Thursday, May 28, 2026

Soul..??

Recently I have been reading and listening to a few philosophical thoughts and also self-styled godmen and gurus, and also a few friends and family. The general consensus is to imply that the inherent destination of soul or atma or atman is pure bliss/happiness/peace/moksha/nirvana whatever you want to call it. And we, as humans, should strive towards it. That is our basic objective in life. 


They also in one way or another state that the inherent nature of the soul is never changing throughout different births. And the karmic theory kind of revolves around this absolute truth about the soul.


This made me think, if that's the truth, then, why doesn't the atman seek the same when it's in the body of a lion or a parrot? Why is it only okay with sustainability of the physical body that it inhabits then?


A lot of philosophical thinkers, especially within the Indian tradition, say the soul and body are different entities. One of the greatest shlokas from the Bhagavad Gita also reads - “vāsāṃsi jīrṇāni yathā vihāya navānī gṛhṇāti naro'parāṇi | tathā śarīrāṇi vihāya jīrṇānyanyāni saṃyāti navānī dehī, loosely translating to - “just as we discard old or soiled clothes for new clothes, so does the soul discards old bodies for new.” Clearly marking a distinction between the body and the soul/atman.


But if the soul were to truly want moksha or whatever, why does it not make the body attain it inherently in any other form of life?

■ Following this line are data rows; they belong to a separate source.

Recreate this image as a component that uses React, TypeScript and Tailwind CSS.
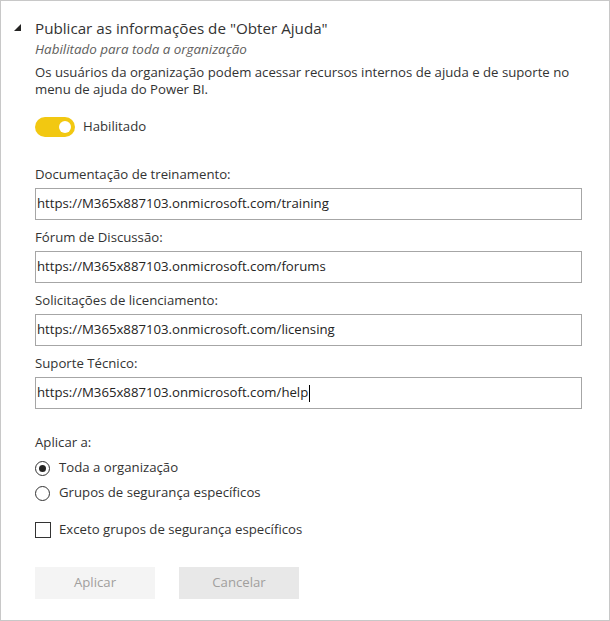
import React from "react";

const font = { fontFamily: '"Open Sans", "Noto Sans", sans-serif' };

function UrlField({ label, value, caret }: { label: string; value: string; caret?: boolean }) {
  return (
    <div className="flex flex-col">
      <div className="h-[20px] leading-[20px] text-[13.2px] text-[#333333] mb-[4px]">{label}</div>
      <div className="h-[32px] w-[547px] border border-[#a6a6a6] bg-white flex items-center pl-[1px] text-[13.2px] text-[#252423] mb-[7px]">
        <span>{value}</span>
        {caret && <span className="inline-block w-[1px] h-[17px] bg-black ml-[1px]" />}
      </div>
    </div>
  );
}

export default function App() {
  return (
    <div className="w-[610px] h-[621px] bg-white border border-[#c8c8c8] relative" style={font}>
      <div className="absolute left-[13px] top-[23px]">
        <svg width="8" height="8" viewBox="0 0 8 8">
          <polygon points="7,0 7,7 0,7" fill="#252423" />
        </svg>
      </div>
      <div className="pl-[34px] pt-[15px]">
        <div className="h-[24px] leading-[24px] text-[15.2px] text-[#333333]">
          Publicar as informações de "Obter Ajuda"
        </div>
        <div className="h-[18px] leading-[18px] text-[13.4px] italic text-[#605e5c]">
          Habilitado para toda a organização
        </div>
        <div className="mt-[6px] text-[13.2px] leading-[17px] text-[#333333] w-[560px]">
          Os usuários da organização podem acessar recursos internos de ajuda e de suporte no menu de ajuda do Power BI.
        </div>
        <div className="mt-[19px] flex items-center h-[20px]">
          <div className="w-[40px] h-[20px] rounded-full bg-[#f2c811] flex items-center justify-end pr-[4px]">
            <div className="w-[12px] h-[12px] rounded-full bg-white" />
          </div>
          <span className="ml-[8px] text-[13.2px] text-[#333333]">Habilitado</span>
        </div>
        <div className="mt-[27px]">
          <UrlField label="Documentação de treinamento:" value="https://M365x887103.onmicrosoft.com/training" />
          <UrlField label="Fórum de Discussão:" value="https://M365x887103.onmicrosoft.com/forums" />
          <UrlField label="Solicitações de licenciamento:" value="https://M365x887103.onmicrosoft.com/licensing" />
          <UrlField label="Suporte Técnico:" value="https://M365x887103.onmicrosoft.com/help" caret />
        </div>
        <div className="mt-[16px] h-[20px] leading-[20px] text-[13.2px] text-[#333333]">Aplicar a:</div>
        <div className="mt-[6px] flex items-center h-[20px]">
          <div className="w-[15px] h-[15px] rounded-full border border-[#333333] flex items-center justify-center">
            <div className="w-[7px] h-[7px] rounded-full bg-[#252423]" />
          </div>
          <span className="ml-[9px] text-[13.2px] text-[#333333]">Toda a organização</span>
        </div>
        <div className="mt-[5px] flex items-center h-[20px]">
          <div className="w-[15px] h-[15px] rounded-full border border-[#333333]" />
          <span className="ml-[9px] text-[13.2px] text-[#333333]">Grupos de segurança específicos</span>
        </div>
        <div className="mt-[17px] flex items-center h-[20px]">
          <div className="w-[16px] h-[16px] border border-[#333333] bg-white" />
          <span className="ml-[8px] text-[13.2px] text-[#333333]">Exceto grupos de segurança específicos</span>
        </div>
        <div className="mt-[27px] flex gap-[24px]">
          <div className="w-[120px] h-[32px] bg-[#f4f4f4] flex items-center justify-center text-[13.2px] text-[#a19f9d]">
            Aplicar
          </div>
          <div className="w-[120px] h-[32px] bg-[#e8e8e8] flex items-center justify-center text-[13.2px] text-[#a19f9d]">
            Cancelar
          </div>
        </div>
      </div>
    </div>
  );
}
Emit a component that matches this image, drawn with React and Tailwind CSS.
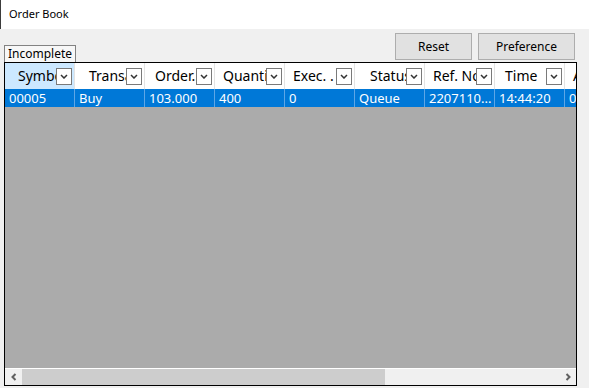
import React from 'react';

const cols = [
    { label: "Symbol", pad: "pl-[13px]", value: "00005" },
    { label: "Transaction", pad: "pl-[14px]", value: "Buy" },
    { label: "Order...", pad: "pl-[10px]", value: "103.000" },
    { label: "Quantity", pad: "pl-[8px]", value: "400" },
    { label: "Exec. .", pad: "pl-[8px]", value: "0" },
    { label: "Status", pad: "pl-[15px]", value: "Queue" },
    { label: "Ref. No", pad: "pl-[8px]", value: "2207110..." },
    { label: "Time", pad: "pl-[10px]", value: "14:44:20" },
    { label: "A", pad: "pl-[8px]", value: "0" },
];

const FilterBox = () => (
    <div className="absolute right-[2px] top-[5px] w-[16px] h-[17px] border border-[#7a7a7a] bg-white flex items-center justify-center">
        <svg width="8" height="5" viewBox="0 0 8 5">
            <polyline points="1,1 4,4 7,1" fill="none" stroke="#333" strokeWidth="1.5" />
        </svg>
    </div>
);

export default function App() {
    return (
        <div className="w-[589px] h-[388px] bg-[#f0f0f0] overflow-hidden text-black" style={{ fontFamily: '"Noto Sans", "Open Sans", sans-serif' }}>
            {/* title */}
            <div className="h-[29px] bg-white border-l border-[#3c3c3c] flex items-center pl-[8px] text-[11px]">
                Order Book
            </div>

            {/* tab + buttons */}
            <div className="h-[33px] flex items-end justify-between pl-[4px] pr-[14px]">
                <div className="h-[17px] px-[3px] border border-b-0 border-[#828282] bg-[#f7f7f7] text-[12px] leading-[16px]">
                    Incomplete
                </div>
                <div className="flex gap-[6px] mb-[2px]">
                    <button className="w-[77px] h-[27px] bg-[#e1e1e1] border border-[#adadad] text-[12px]">Reset</button>
                    <button className="w-[97px] h-[27px] bg-[#e1e1e1] border border-[#adadad] text-[12px]">Preference</button>
                </div>
            </div>

            {/* grid */}
            <div className="ml-[4px] w-[573px] h-[324px] border border-black flex flex-col bg-[#ababab]">
                <div className="h-[26px] bg-white flex overflow-hidden shrink-0">
                    {cols.map((c, i) => (
                        <div
                            key={i}
                            className={`relative shrink-0 w-[70px] h-full border-r border-[#e3e3e3] overflow-hidden ${i === 0 ? "bg-[#cce8ff]" : "bg-white"}`}
                        >
                            <div className={`absolute inset-y-0 left-0 right-[18px] overflow-hidden whitespace-nowrap text-[14px] leading-[26px] ${c.pad}`}>
                                {c.label}
                            </div>
                            <FilterBox />
                        </div>
                    ))}
                </div>
                <div className="h-[18px] bg-[#0078d7] flex overflow-hidden shrink-0">
                    {cols.map((c, i) => (
                        <div key={i} className="shrink-0 w-[70px] h-full border-r border-[#5ea6e6] pl-[4px] text-white text-[13px] leading-[19px] whitespace-nowrap overflow-hidden">
                            {c.value}
                        </div>
                    ))}
                </div>
                <div className="flex-1" />
                <div className="h-[17px] border-t border-white bg-[#f0f0f0] flex items-stretch shrink-0">
                    <div className="w-[17px] flex items-center justify-center">
                        <svg width="8" height="8" viewBox="0 0 8 8">
                            <polyline points="5.5,1 2.5,4 5.5,7" fill="none" stroke="#606060" strokeWidth="2" />
                        </svg>
                    </div>
                    <div className="w-[363px] bg-[#cdcdcd]" />
                    <div className="flex-1" />
                    <div className="w-[17px] flex items-center justify-center">
                        <svg width="8" height="8" viewBox="0 0 8 8">
                            <polyline points="2.5,1 5.5,4 2.5,7" fill="none" stroke="#606060" strokeWidth="2" />
                        </svg>
                    </div>
                </div>
            </div>
        </div>
    );
}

Why in all other forms is it perfectly happy just engaging in daily survival and activities that help sustain its current physical form? Is it that the soul itself is lost? If yes, that means the soul is corruptible? But how can something which is supposed to be part of the Brahman or the universal singularity which is supposed to be absolute and pure, be corrupted or lost? That in itself is a contradiction. How can something absolutely pure and incorruptible be formed out of integration of impure and corruptible sub-parts? 


I think the soul, if there is something like that, wants to simply exist. Nothing more, nothing less. That is the reason that survival is the biggest motivator for any living thing that the said soul inhabits. You can say that those are bodily instincts, but then how do these instincts appear? Do bodily instincts exist separately from the consciousness or atman or soul? If, life in itself is nothing, and the soul or atman cannot die, then why does a one day old baby have any survival instinct, that too inherently? The bodily instincts come and go along with our consciousness. And without consciousness most gurus would not be able to define what soul is. So we can deduce that consciousness itself is the essence or proof of a soul or atman. And consciousness is indistinguishable from the drive to persist and survive. Where does it leave the atman or the soul as described by various philosophies then, I wonder?